Along with creating more safety in the village, Thioro’s improved cookstove uses less firewood than her previous open fire. “With the improved cookstove, I don’t need to use much wood because only two pieces are enough for cooking a meal,” She tells us. “I no longer need to walk many miles for collecting wood in the forest.”

By using less firewood, Thioro is improving the condition of the environment around her. She is saving trees which provide shade, wind protection, improve soil conditions, and provide food for her community. In fact, when the community first planted the garden site, they planted accacia mellifera and acaccia olo trees around the site’s perimeter. Not only did these trees create a natural barrier from animals but they also protect the garden site during the Harmattan winds.

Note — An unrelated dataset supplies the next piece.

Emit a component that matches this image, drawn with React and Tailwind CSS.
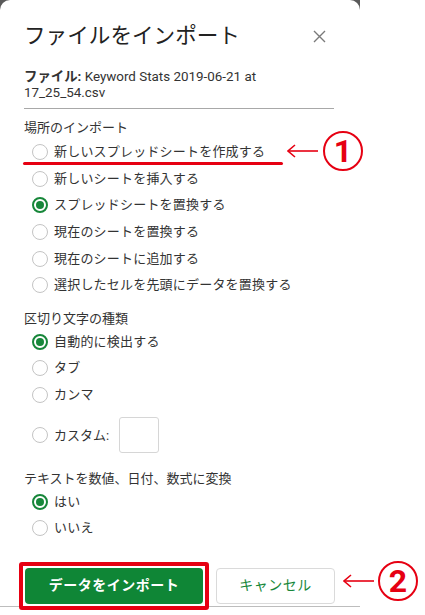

More recently, Thioro and her community participated in a tree-planting campaign in their village during the rainy season. They planted a wide range of trees with multiple uses such as fruit trees, nut trees, and trees for firewood. “We know the importance of trees,” she explains. “That’s why we try to plant many trees for our children.” With the wide range of trees and crops, the soil condition in Keur Daouda will continue to improve thanks to dedicated community members like Thioro.

As Thioro and other community members learn more about creating self-sufficiency in their village, they also learn how to protect their natural environment. Together, they are able to improve the condition of the land as well as their own livelihoods. “Our condition is improving day by day,” Thioro says.